C++ doesn't support restrict yet. However, since many C++ compilers are also C compilers, it's likely that this feature will be added to most C++ compilers too.


A final summary

• Type qualifiers such as const, volatile & restrict are actually intended to produce optimized code. So, we should stop thinking that const is used only to declare global constants rather consider its usage at a deeper level.
  
• Caching the value in an object designated through a restrict qualified pointer is safe at the beginning of the block in which the pointer is declared, because no pre-existing aliases may now be used to reference that object.

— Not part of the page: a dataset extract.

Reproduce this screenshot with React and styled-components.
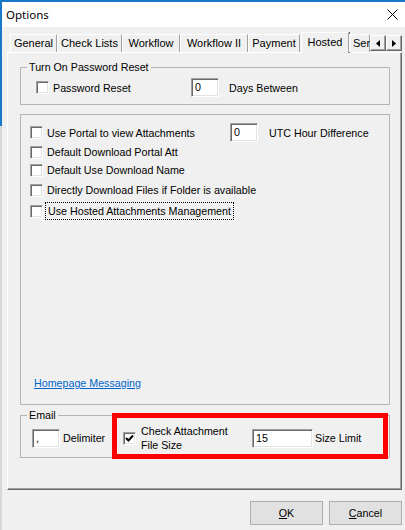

• The cached valued can be used again & again without re-loading it whenever such a pointer is used in any statement.
  
• The cached value must be restored to the object by the end of the block, where pre-existing aliases again become available. This restore may be avoided if the pointer was qualified using const as well.
  
• New aliases may be formed within the block, but these must all depend on the value of the restrict-qualified pointer, so that they can be identified and adjusted to refer to the cached value.
• For a restrict qualified pointer at file scope, the block is the body of each function in the file.